Without the pictures, can you quote each line below exactly?

# # # # # # #

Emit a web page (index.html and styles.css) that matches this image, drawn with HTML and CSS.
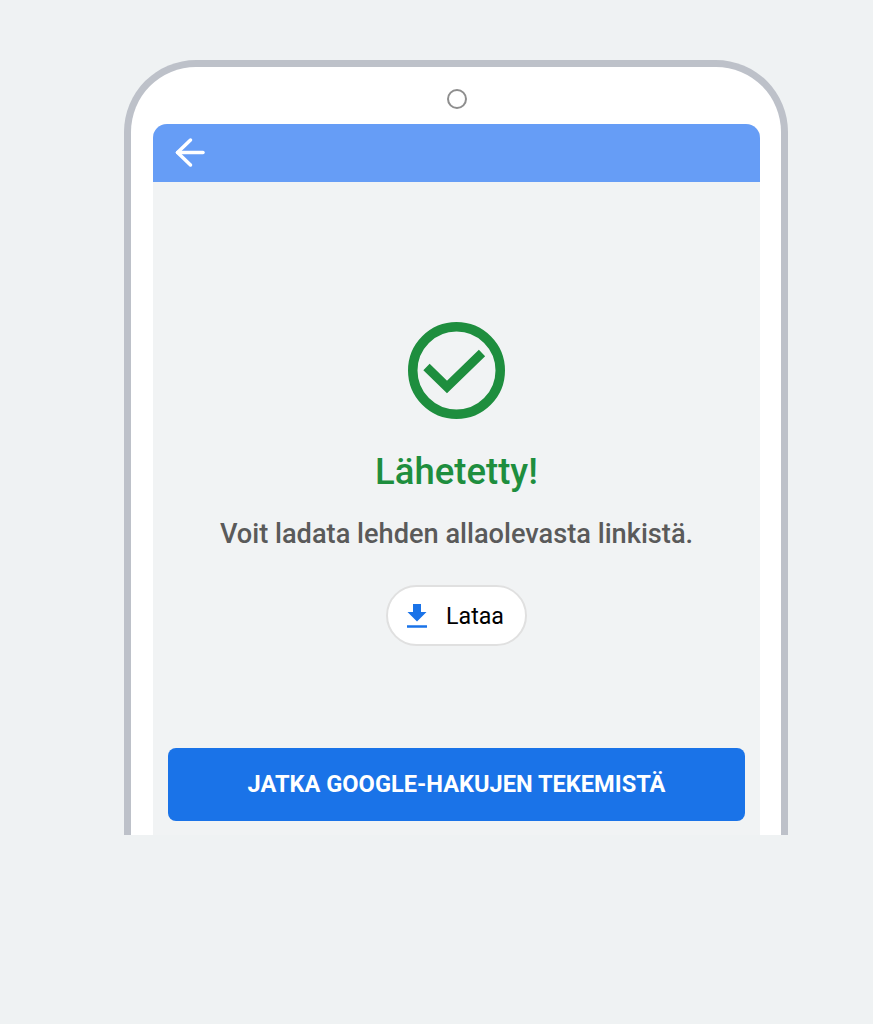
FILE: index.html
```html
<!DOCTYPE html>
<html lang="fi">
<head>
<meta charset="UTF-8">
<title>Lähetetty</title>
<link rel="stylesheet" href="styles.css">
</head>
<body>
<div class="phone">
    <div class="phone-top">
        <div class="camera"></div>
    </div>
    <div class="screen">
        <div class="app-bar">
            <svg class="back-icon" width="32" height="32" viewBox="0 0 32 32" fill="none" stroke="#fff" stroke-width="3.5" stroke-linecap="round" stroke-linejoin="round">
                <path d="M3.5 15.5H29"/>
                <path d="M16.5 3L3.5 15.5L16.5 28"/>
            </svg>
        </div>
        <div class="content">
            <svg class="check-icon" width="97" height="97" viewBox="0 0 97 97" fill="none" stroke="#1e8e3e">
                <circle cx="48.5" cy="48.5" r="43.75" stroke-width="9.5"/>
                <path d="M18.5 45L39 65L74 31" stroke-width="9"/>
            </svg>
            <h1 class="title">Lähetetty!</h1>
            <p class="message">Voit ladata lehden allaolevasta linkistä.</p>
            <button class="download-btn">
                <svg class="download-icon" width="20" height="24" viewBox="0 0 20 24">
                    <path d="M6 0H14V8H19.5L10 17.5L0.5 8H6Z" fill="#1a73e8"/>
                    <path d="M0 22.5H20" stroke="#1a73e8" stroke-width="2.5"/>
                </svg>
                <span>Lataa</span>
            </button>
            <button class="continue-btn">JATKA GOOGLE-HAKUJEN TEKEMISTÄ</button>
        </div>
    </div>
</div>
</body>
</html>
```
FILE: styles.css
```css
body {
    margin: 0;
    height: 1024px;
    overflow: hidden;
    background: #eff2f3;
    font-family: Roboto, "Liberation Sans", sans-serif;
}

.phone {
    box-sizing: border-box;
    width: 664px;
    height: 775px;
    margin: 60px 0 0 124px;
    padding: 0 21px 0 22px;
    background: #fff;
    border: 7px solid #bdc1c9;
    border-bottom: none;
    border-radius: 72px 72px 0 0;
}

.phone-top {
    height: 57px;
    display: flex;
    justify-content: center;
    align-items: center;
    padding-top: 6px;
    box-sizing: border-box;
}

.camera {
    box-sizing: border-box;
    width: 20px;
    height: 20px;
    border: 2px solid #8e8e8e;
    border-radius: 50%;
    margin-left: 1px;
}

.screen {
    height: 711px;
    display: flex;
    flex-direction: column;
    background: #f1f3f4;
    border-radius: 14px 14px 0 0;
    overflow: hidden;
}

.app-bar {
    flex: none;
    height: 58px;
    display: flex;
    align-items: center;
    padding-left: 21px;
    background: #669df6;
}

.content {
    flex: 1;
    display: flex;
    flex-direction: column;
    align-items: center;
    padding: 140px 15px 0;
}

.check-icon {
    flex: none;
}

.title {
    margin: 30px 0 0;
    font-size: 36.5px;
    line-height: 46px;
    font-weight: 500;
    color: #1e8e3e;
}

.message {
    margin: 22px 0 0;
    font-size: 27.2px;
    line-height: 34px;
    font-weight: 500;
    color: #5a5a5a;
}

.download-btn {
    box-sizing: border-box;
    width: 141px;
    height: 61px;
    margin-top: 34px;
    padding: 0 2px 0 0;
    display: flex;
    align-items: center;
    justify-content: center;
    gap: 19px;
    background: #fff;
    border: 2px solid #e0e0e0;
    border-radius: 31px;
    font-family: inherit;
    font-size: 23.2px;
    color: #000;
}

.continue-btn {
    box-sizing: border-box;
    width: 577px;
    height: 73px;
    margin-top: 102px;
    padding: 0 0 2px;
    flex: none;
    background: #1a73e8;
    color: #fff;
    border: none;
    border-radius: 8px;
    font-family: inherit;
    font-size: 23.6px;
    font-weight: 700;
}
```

# # # # # # #

WORKED ANSWER:
Emit a web page (index.html and styles.css) that matches this image, drawn with HTML and CSS.
FILE: index.html
```html
<!DOCTYPE html>
<html lang="fi">
<head>
<meta charset="UTF-8">
<title>Lähetetty</title>
<link rel="stylesheet" href="styles.css">
</head>
<body>
<div class="phone">
    <div class="phone-top">
        <div class="camera"></div>
    </div>
    <div class="screen">
        <div class="app-bar">
            <svg class="back-icon" width="32" height="32" viewBox="0 0 32 32" fill="none" stroke="#fff" stroke-width="3.5" stroke-linecap="round" stroke-linejoin="round">
                <path d="M3.5 15.5H29"/>
                <path d="M16.5 3L3.5 15.5L16.5 28"/>
            </svg>
        </div>
        <div class="content">
            <svg class="check-icon" width="97" height="97" viewBox="0 0 97 97" fill="none" stroke="#1e8e3e">
                <circle cx="48.5" cy="48.5" r="43.75" stroke-width="9.5"/>
                <path d="M18.5 45L39 65L74 31" stroke-width="9"/>
            </svg>
            <h1 class="title">Lähetetty!</h1>
            <p class="message">Voit ladata lehden allaolevasta linkistä.</p>
            <button class="download-btn">
                <svg class="download-icon" width="20" height="24" viewBox="0 0 20 24">
                    <path d="M6 0H14V8H19.5L10 17.5L0.5 8H6Z" fill="#1a73e8"/>
                    <path d="M0 22.5H20" stroke="#1a73e8" stroke-width="2.5"/>
                </svg>
                <span>Lataa</span>
            </button>
            <button class="continue-btn">JATKA GOOGLE-HAKUJEN TEKEMISTÄ</button>
        </div>
    </div>
</div>
</body>
</html>
```
FILE: styles.css
```css
body {
    margin: 0;
    height: 1024px;
    overflow: hidden;
    background: #eff2f3;
    font-family: Roboto, "Liberation Sans", sans-serif;
}

.phone {
    box-sizing: border-box;
    width: 664px;
    height: 775px;
    margin: 60px 0 0 124px;
    padding: 0 21px 0 22px;
    background: #fff;
    border: 7px solid #bdc1c9;
    border-bottom: none;
    border-radius: 72px 72px 0 0;
}

.phone-top {
    height: 57px;
    display: flex;
    justify-content: center;
    align-items: center;
    padding-top: 6px;
    box-sizing: border-box;
}

.camera {
    box-sizing: border-box;
    width: 20px;
    height: 20px;
    border: 2px solid #8e8e8e;
    border-radius: 50%;
    margin-left: 1px;
}

.screen {
    height: 711px;
    display: flex;
    flex-direction: column;
    background: #f1f3f4;
    border-radius: 14px 14px 0 0;
    overflow: hidden;
}

.app-bar {
    flex: none;
    height: 58px;
    display: flex;
    align-items: center;
    padding-left: 21px;
    background: #669df6;
}

.content {
    flex: 1;
    display: flex;
    flex-direction: column;
    align-items: center;
    padding: 140px 15px 0;
}

.check-icon {
    flex: none;
}

.title {
    margin: 30px 0 0;
    font-size: 36.5px;
    line-height: 46px;
    font-weight: 500;
    color: #1e8e3e;
}

.message {
    margin: 22px 0 0;
    font-size: 27.2px;
    line-height: 34px;
    font-weight: 500;
    color: #5a5a5a;
}

.download-btn {
    box-sizing: border-box;
    width: 141px;
    height: 61px;
    margin-top: 34px;
    padding: 0 2px 0 0;
    display: flex;
    align-items: center;
    justify-content: center;
    gap: 19px;
    background: #fff;
    border: 2px solid #e0e0e0;
    border-radius: 31px;
    font-family: inherit;
    font-size: 23.2px;
    color: #000;
}

.continue-btn {
    box-sizing: border-box;
    width: 577px;
    height: 73px;
    margin-top: 102px;
    padding: 0 0 2px;
    flex: none;
    background: #1a73e8;
    color: #fff;
    border: none;
    border-radius: 8px;
    font-family: inherit;
    font-size: 23.6px;
    font-weight: 700;
}
```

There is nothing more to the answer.